The company said it had found links between this influence network and an operation it removed in April 2020, which it connected to individuals in Russia, the Donbass region in Ukraine, and two Crimea-based media outlets now sanctioned by the US government.
Meta declined to give a number of impressions or views for the influence campaign's content but said it had seen a "very low level" of shares, posts, or reactions.
The European Union's chief executive on Sunday expressed unequivocal support for Ukraine becoming a member of the bloc, calling the country now under attack from Russia "one of us."
European Commission President Ursula von der Leyen made her comments to Euronews in an interview hours after the 27-nation EU decided for the first time in its history to supply weapons to a country at war. A source told Reuters it would send 450 million euros ($507 million) of weaponry to Ukraine.

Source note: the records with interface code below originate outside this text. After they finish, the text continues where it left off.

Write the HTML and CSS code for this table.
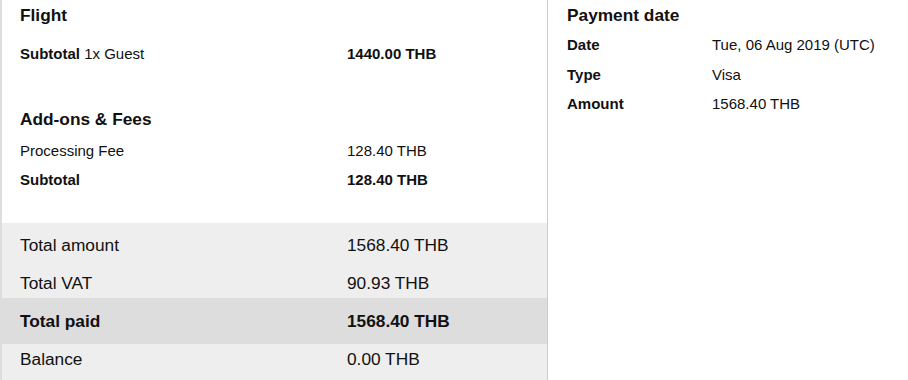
FILE: index.html
```html
<!DOCTYPE html>
<html>
<head>
<meta charset="utf-8">
<link rel="stylesheet" href="styles.css">
</head>
<body>
<div class="page">
  <section class="summary">
    <div class="block flight">
      <h2 class="heading">Flight</h2>
      <div class="row small-row">
        <span class="label"><b>Subtotal</b> 1x Guest</span>
        <span class="value bold">1440.00 THB</span>
      </div>
    </div>
    <div class="block addons">
      <h2 class="heading">Add-ons &amp; Fees</h2>
      <div class="row small-row">
        <span class="label">Processing Fee</span>
        <span class="value">128.40 THB</span>
      </div>
      <div class="row small-row">
        <span class="label bold">Subtotal</span>
        <span class="value bold">128.40 THB</span>
      </div>
    </div>
    <div class="totals">
      <div class="row big-row">
        <span class="label">Total amount</span>
        <span class="value">1568.40 THB</span>
      </div>
      <div class="row big-row">
        <span class="label">Total VAT</span>
        <span class="value">90.93 THB</span>
      </div>
      <div class="row big-row paid">
        <span class="label bold">Total paid</span>
        <span class="value bold">1568.40 THB</span>
      </div>
      <div class="row big-row">
        <span class="label">Balance</span>
        <span class="value">0.00 THB</span>
      </div>
    </div>
  </section>
  <section class="payment">
    <h2 class="heading">Payment date</h2>
    <div class="pay-list">
      <div class="prow">
        <span class="plabel">Date</span>
        <span class="pvalue">Tue, 06 Aug 2019 (UTC)</span>
      </div>
      <div class="prow">
        <span class="plabel">Type</span>
        <span class="pvalue">Visa</span>
      </div>
      <div class="prow">
        <span class="plabel">Amount</span>
        <span class="pvalue">1568.40 THB</span>
      </div>
    </div>
  </section>
</div>
</body>
</html>
```
FILE: styles.css
```css
html, body {
  margin: 0;
  padding: 0;
  background: #ffffff;
}
body {
  font-family: "Liberation Sans", Arial, sans-serif;
  color: #111111;
  width: 908px;
  height: 380px;
  overflow: hidden;
}
.page {
  display: flex;
  align-items: stretch;
  height: 380px;
}
.summary {
  width: 545px;
  border-left: 2px solid #dddddd;
  border-right: 1px solid #cccccc;
  display: flex;
  flex-direction: column;
}
.heading {
  margin: 0;
  font-size: 17.3px;
  line-height: 20px;
  font-weight: bold;
}
.block {
  padding-left: 18px;
}
.flight {
  padding-top: 5px;
}
.flight .heading {
  margin-bottom: 14px;
}
.addons {
  margin-top: 41px;
}
.addons .heading {
  margin-bottom: 7px;
}
.row {
  display: grid;
  grid-template-columns: 327px 1fr;
}
.small-row {
  font-size: 15px;
  line-height: 29px;
}
.bold, b {
  font-weight: bold;
}
.totals {
  margin-top: 29px;
  background: #eeeeee;
  padding-top: 3px;
  flex: 1;
}
.big-row {
  font-size: 17.3px;
  line-height: 38px;
  padding-left: 18px;
}
.paid {
  background: #dddddd;
  padding-top: 4px;
  padding-bottom: 4px;
  margin: -4px 0;
}
.payment {
  padding-left: 19px;
  padding-top: 5px;
  flex: 1;
}
.pay-list {
  margin-top: 5px;
}
.prow {
  display: grid;
  grid-template-columns: 145px 1fr;
  font-size: 15px;
  line-height: 29.5px;
}
.plabel {
  font-weight: bold;
}
```
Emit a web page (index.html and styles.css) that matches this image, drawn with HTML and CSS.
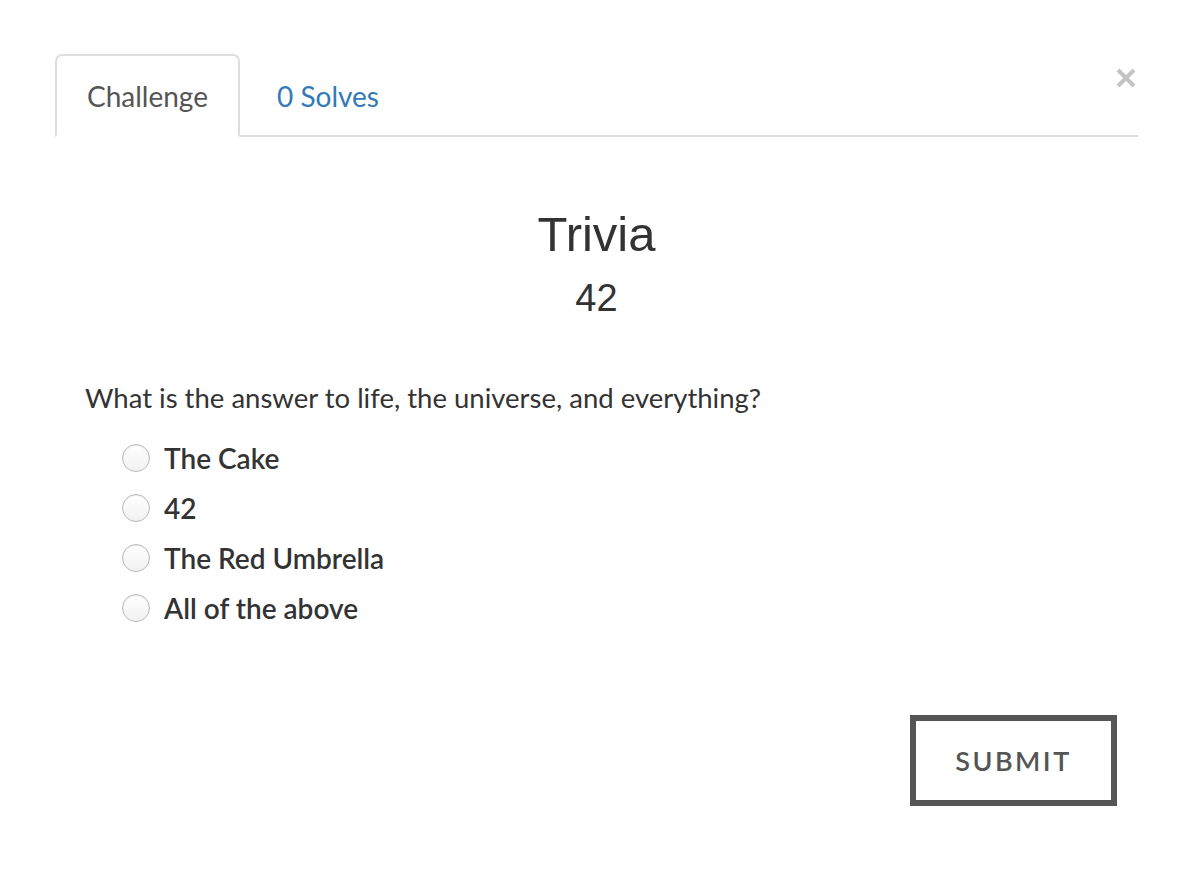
FILE: index.html
```html
<!DOCTYPE html>
<html lang="en">

<head>
    <meta charset="UTF-8">
    <meta name="viewport" content="width=device-width, initial-scale=1.0">
    <title>Trivia</title>
    <link rel="stylesheet" href="styles.css">
</head>

<body>
    <div class="modal">
        <div class="tab-bar">
            <ul class="tabs">
                <li class="tab active">Challenge</li>
                <li class="tab"><a href="#">0 Solves</a></li>
            </ul>
            <button class="close" aria-label="Close">
                <svg width="22" height="22" viewBox="0 0 22 22">
                    <path d="M2 3 L18 19 M18 3 L2 19" stroke="#c4c4c4" stroke-width="4" stroke-linecap="butt" />
                </svg>
            </button>
        </div>

        <div class="challenge">
            <h2 class="chal-name">Trivia</h2>
            <h3 class="chal-value">42</h3>

            <div class="chal-body">
                <p class="question">What is the answer to life, the universe, and everything?</p>

                <form class="answers">
                    <label class="option"><input type="radio" name="answer"> The Cake</label>
                    <label class="option"><input type="radio" name="answer"> 42</label>
                    <label class="option"><input type="radio" name="answer"> The Red Umbrella</label>
                    <label class="option"><input type="radio" name="answer"> All of the above</label>
                </form>

                <div class="actions">
                    <button class="submit-btn" type="button">Submit</button>
                </div>
            </div>
        </div>
    </div>
</body>

</html>
```

FILE: styles.css
```css
body {
    margin: 0;
    padding: 0;
    background-color: #ffffff;
    font-family: 'Lato', sans-serif;
    color: #333333;
}

.modal {
    margin: 54px 54px 0 55px;
}

.tab-bar {
    display: flex;
    align-items: flex-start;
}

.tabs {
    flex: 1;
    display: flex;
    list-style: none;
    margin: 0;
    padding: 0;
    border-bottom: 2px solid #dddddd;
}

.tab {
    font-size: 28px;
    line-height: 40px;
    padding: 20px 30px 19px 30px;
    margin-bottom: -2px;
    border: 2px solid transparent;
    border-radius: 7px 7px 0 0;
    color: #555555;
}

.tab.active {
    border-color: #dddddd;
    border-bottom-color: #ffffff;
}

.tab a {
    color: #337ab7;
    text-decoration: none;
    padding-left: 5px;
}

.close {
    border: none;
    background: none;
    padding: 0;
    margin: 13px 0 0 -22px;
    width: 22px;
    height: 22px;
    cursor: pointer;
}

.close svg {
    display: block;
}

.chal-name {
    font-family: 'Liberation Sans', Arial, sans-serif;
    font-weight: normal;
    font-size: 49px;
    line-height: 56px;
    text-align: center;
    margin: 69px 0 0 0;
    color: #333333;
}

.chal-value {
    font-family: 'Liberation Sans', Arial, sans-serif;
    font-weight: normal;
    font-size: 38px;
    line-height: 42px;
    text-align: center;
    margin: 15px 0 0 0;
    color: #333333;
}

.chal-body {
    padding: 0 21px 0 30px;
}

.question {
    font-size: 27.5px;
    line-height: 36px;
    margin: 61px 0 0 0;
    color: #333333;
}

.answers {
    margin-top: 17px;
    padding-left: 37px;
}

.option {
    display: flex;
    align-items: center;
    height: 50px;
    font-size: 28px;
    font-weight: 600;
    color: #333333;
}

.option input {
    appearance: none;
    width: 28px;
    height: 28px;
    margin: 0 14px 0 0;
    border: 1px solid #b9b9b9;
    border-radius: 50%;
    background: linear-gradient(#ffffff, #f1f1f1);
    box-shadow: inset 0 1px 1px rgba(0, 0, 0, 0.08);
}

.actions {
    display: flex;
    justify-content: flex-end;
    margin-top: 82px;
}

.submit-btn {
    box-sizing: border-box;
    width: 207px;
    height: 91px;
    border: 6px solid #555555;
    background-color: #ffffff;
    color: #555555;
    font-family: 'Lato', sans-serif;
    font-size: 27px;
    font-weight: 600;
    letter-spacing: 2.5px;
    text-transform: uppercase;
    cursor: pointer;
}
```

"Indeed over time, they belong to us. They are one of us, and we want them in," von der Leyen told Euronews.
Ukraine, a democratic nation of 44 million people, won independence from Moscow in 1991 at the fall of the Soviet Union and has pushed to join the North Atlantic Treaty Organization Western military alliance and the EU, goals Russia vehemently opposes.
Less than four days after it started, Russia's invasion of Ukraine has triggered a Western political, strategic, economic, and corporate response unprecedented in its extent and coordination.
Meanwhile, BP, the energy giant formerly known as British Petroleum, said Sunday it is exiting its share in Rosneft, a state-controlled Russian oil and gas company, in reaction to Russia's invasion of Ukraine.
BP has held a 19.75% stake in Rosneft since 2013. That stake is currently valued at $14 billion.
London-based BP also said its CEO, Bernard Looney, and former BP executive Bob Dudley will immediately resign from Rosneft's board.
Kwasi Kwarteng, the UK's secretary of state for business and energy, said he welcomed BP's decision.
"Russia's unprovoked invasion of Ukraine must be a wake-up call for British businesses with commercial interests in Putin's Russia," Kwarteng said in a tweet.